Jakarta (ANTARA News) - Pemerintah akan menghitung kembali neraca gula nasional menyusul naiknya harga gula saat musim giling, berbeda dari prediksi pemerintah yang memperkirakan turun mulai Juli lalu.

"Kami baru akan rapat besok (Jumat 14/8) di Surabaya untuk menghitung produksi gula sampai Agustus dan taksasi sampai Desember 2009," kata Dirjen Perkebunan Departemen Pertanian, Achmad Manggabarani, melalui pesan singkatnya kepada ANTARA, Kamis.

Pada Januari 2009, harga gula rata-rata nasional masih sebesar Rp6.649 per kg dan terus naik hingga menembus Rp8.050 per kg pada April 2009.

Harga gula naik terus hingga Juni mencapai Rp8.553 per kg.

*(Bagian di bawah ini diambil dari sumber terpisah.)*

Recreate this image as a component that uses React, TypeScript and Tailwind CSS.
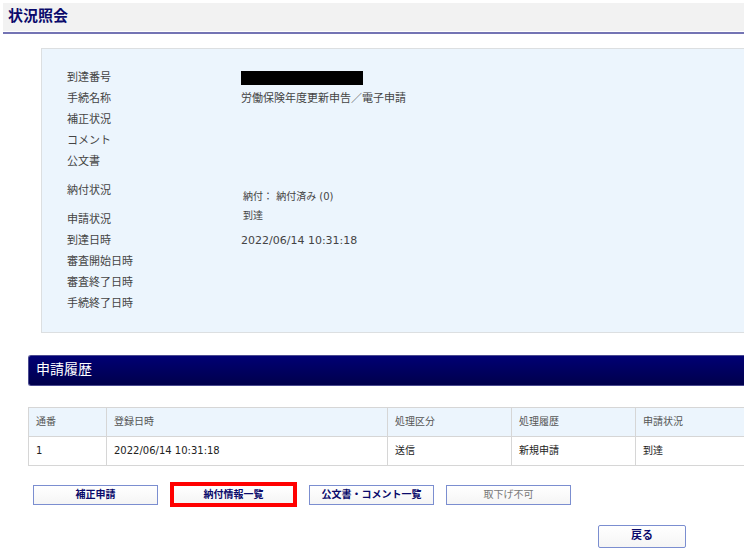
import React from 'react';
import clsx from 'clsx';

interface DetailItem {
  label: string;
  value?: React.ReactNode;
  rowClass?: string;
  valueClass?: string;
}

const details: DetailItem[] = [
  { label: '到達番号', value: <span className="block h-[14px] w-[122px] bg-black" /> },
  { label: '手続名称', value: '労働保険年度更新申告／電子申請' },
  { label: '補正状況' },
  { label: 'コメント' },
  { label: '公文書' },
  {
    label: '納付状況',
    value: '納付： 納付済み (0)',
    rowClass: 'h-[37px]',
    valueClass: 'pl-[2px] pt-3 text-[10px]',
  },
  { label: '申請状況', value: '到達', valueClass: 'pl-[2px] pb-2 text-[10px]' },
  { label: '到達日時', value: '2022/06/14 10:31:18' },
  { label: '審査開始日時' },
  { label: '審査終了日時' },
  { label: '手続終了日時' },
];

const columns = [
  { title: '通番', width: 'w-[78px]' },
  { title: '登録日時', width: 'w-[281px]' },
  { title: '処理区分', width: 'w-[124px]' },
  { title: '処理履歴', width: 'w-[124px]' },
  { title: '申請状況', width: '' },
];

const history = [['1', '2022/06/14 10:31:18', '送信', '新規申請', '到達']];

const buttonBase =
  'border border-[#7b8ed0] bg-linear-to-b from-white to-[#f5f5f5] text-center font-bold text-[#0a0a6b]';

const DetailPanel: React.FC = () => (
  <dl className="ml-[38px] mt-[14px] border border-r-0 border-[#dcdfe1] bg-[#ecf5fd] py-[18px] pl-[25px] text-[11px] leading-[14px] text-[#444]">
    {details.map(item => (
      <div key={item.label} className={clsx('flex items-center', item.rowClass ?? 'h-[21px]')}>
        <dt className="w-[174px] shrink-0">{item.label}</dt>
        <dd className={item.valueClass}>{item.value}</dd>
      </div>
    ))}
  </dl>
);

const HistoryTable: React.FC = () => (
  <table className="mt-[21px] w-full table-fixed border-collapse border border-r-0 border-[#d6d6d6] text-left text-[10px] leading-[14px]">
    <thead>
      <tr className="h-[29px] bg-[#ecf5fd] text-[#555]">
        {columns.map(col => (
          <th
            key={col.title}
            scope="col"
            className={clsx('border border-[#d6d6d6] px-[7px] font-normal last:border-r-0', col.width)}
          >
            {col.title}
          </th>
        ))}
      </tr>
    </thead>
    <tbody>
      {history.map(row => (
        <tr key={row[0]} className="h-[29px] text-[#222]">
          {row.map((cell, i) => (
            <td key={columns[i].title} className="border border-[#d6d6d6] px-[7px] last:border-r-0">{cell}</td>
          ))}
        </tr>
      ))}
    </tbody>
  </table>
);

const App: React.FC = () => {
  return (
    <main className="overflow-hidden bg-white pb-[7px] pl-[3px] pr-px pt-[3px] font-['DejaVu_Sans','Noto_Sans_CJK_JP',sans-serif]">
      <header className="border-b-2 border-[#7474b4] pb-px">
        <h1 className="bg-[#f2f2f2] pb-px pl-[5px] text-[15px] font-bold leading-[27px] text-[#0a0a6b]">状況照会</h1>
      </header>

      <DetailPanel />

      <section className="ml-[25px] mt-[22px]">
        <h2 className="h-[31px] rounded-l-[3px] border border-r-0 border-[#4a4a90] bg-linear-to-b from-[#000074] to-[#00004c] pl-[7px] text-[14px] leading-[27px] text-white">
          申請履歴
        </h2>
        <HistoryTable />
      </section>

      <div className="ml-[30px] mt-4 flex items-center gap-3 text-[10px]">
        <button type="button" className={clsx(buttonBase, 'h-5 w-[125px]')}>補正申請</button>
        {/* highlighted action */}
        <button
          type="button"
          className="h-[25px] w-[127px] border-4 border-[#ff0000] bg-linear-to-b from-white to-[#f5f5f5] text-center font-bold leading-[14px] text-[#0a0a6b]"
        >
          納付情報一覧
        </button>
        <button type="button" className={clsx(buttonBase, 'h-5 w-[125px]')}>公文書・コメント一覧</button>
        <button
          type="button"
          disabled
          className="h-5 w-[125px] border border-[#7b8ed0] bg-linear-to-b from-white to-[#f5f5f5] text-center text-[#777]"
        >
          取下げ不可
        </button>
      </div>

      <div className="mr-[58px] mt-[18px] flex justify-end">
        <button type="button" className={clsx(buttonBase, 'h-[23px] w-[88px] rounded-[2px] text-[11px]')}>戻る</button>
      </div>
    </main>
  );
};

export default App;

Memang benar harga gula rata-rata nasional Juli mulai turun ke Rp8.468 per kg, namun sepanjang Agustus naik lagi hingga sempat menembus Rp8.700 per kg.

Berdasarkan laporan pemantauan harga dan distribusi barang kebutuhan pokok Departemen Perdagangan, harga gula rata-rata nasional pada Kamis (13/8) mencapai Rp8.713 per kg, naik Rp28 per kilogramnya dibanding hari sebelumnya.

Harga rata-rata nasional selama Agustus naik Rp214 per kg dibanding rata-rata Juli yang sebesar Rp8.682 per kg. Harga tertinggi terjadi di Manokwari sebesar Rp14.300 per kg dan terendah di Banjarmasin sebesar Rp7.450 per kg.

Menteri Pertanian, Anton Apriantono, menilai kenaikan harga gula akan berdampak positif bagi kesejahteraan petani tebu.

"Biarkan harga gula mengikuti mekanisme pasar, lagi pula tidak ada keluhan dari konsumen," ujar Anton.

Pada kesempatan terpisah, Dirjen Perdagangan Luar Negeri, Depdag, Diah Maulida, mengatakan, kenaikan harga gula lokal kemungkinan terjadi akibat tingginya harga gula internasional yang melampaui 550 dolar AS per ton.

Selain itu, ia menduga pengetatan impor gula rafinasi dan gula kasar selama 2009 ini juga mempengaruhi perkembangan harga gula lokal.

Sementara itu, industri makanan dan minuman khususnya yang berskala kecil ditengarai juga menggunakan gula konsumsi sehingga mendorong kenaikan harga gula lokal.

Diah memastikan pemerintah tidak akan menambah kuota impor gula rafinasi maupun gula kasar. Namun, jika industri gula rafinasi memerlukan tambahan gula kasar masih bisa diberikan dengan mengkonversi sisa kuota impor gula rafinasi menjadi gula kasar.